I brushed my teeth. I turned on the radio and listened to some music, tapping my toes. I brushed, up and down, side to side, and in quick little circles, minding my gums and pressing down harder wherever the teeth felt loose or tender. It brought up a white froth that came dribbling out of my mouth and I leaned over the sink to spit. That’s when I locked eyes with myself in the mirror and froze.

Did that ****er just say his name was Kathy? And he’s bringing me a refrigerator? I couldn’t have heard that right, I thought. I’m going to have to call him back.

My black jeans were in a ball on the floor when I put my feet into them. Sitting down I snaked them up to my knees and up over my hips holding onto the sides as I stood up. I attributed my earlier communication failure more to a lack of pants than to a lack of sleep. A man is always at a disadvantage when he isn’t wearing his pants. Just as the Scots were conquered in their kilts by the short short wearing British, so too the Americans in their pants would conquer the rest of the known world. It was destiny and inevitable. Just a matter of time and denim: the pants that conquered the old west.

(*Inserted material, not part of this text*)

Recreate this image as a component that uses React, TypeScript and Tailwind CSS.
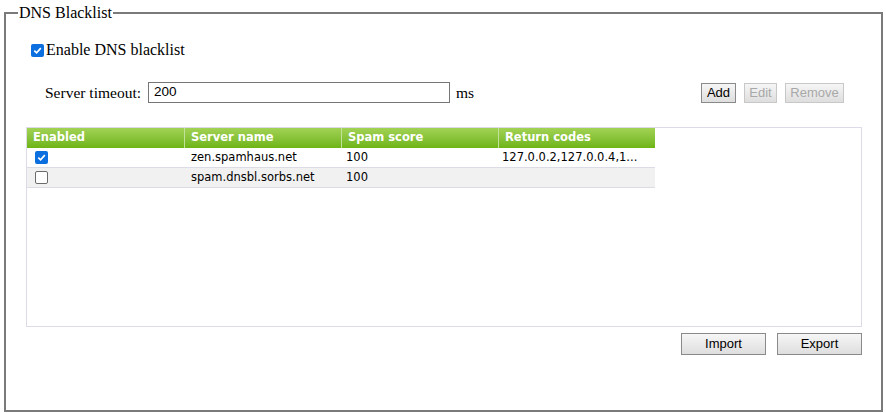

I zipped up, pulled on a tee-shirt, and drew a leather belt through the loops of my jeans, fastened it, and walked back to the phone in the kitchen. Information gave me the last number calling in and I dialed it myself to save some money.

His name was Kassra, not Kathy. He was a Freshman and he came from Portland, Oregon. Though he hadn’t taken any classes yet, he already knew he wanted to be a lawyer and make money without working for it. More power to him. The world could use more chiseling parasites. Lord knows, I’ve felt the absence in my own life. His cousin had told him to get in touch with me and find out what furniture and appliances I’d be moving in with.

“So you’re not bringing me a fridge?”

Inside, I was crying.

“Oh, we can fit both fridges in, and I’ve got a 25 inch t.v. No. I’ve lived there before, it’ll all fit. Me? Sunday or Wednesday. Yeah, I know classes start Tuesday. Don’t you worry about ol’ [terror]. You worry about yourself. I’ll be there,” I said. “With freakin’ bells on.” Then I hung up.

Little Mexican children played outside. One bounced a ball up and down on the concrete, and against the sides of the building. Another rolled back and forth down the hall, on a red tricycle. The sound was long and scraping, as the front wheel dug and cut into the carpet, getting distant then coming back slowly. Television sets murmurred far away. A couple passed my window and I didn’t understand a word they said. A man slammed a door upstairs and my room shook.

I took my keys off the counter and placed them in my pocket.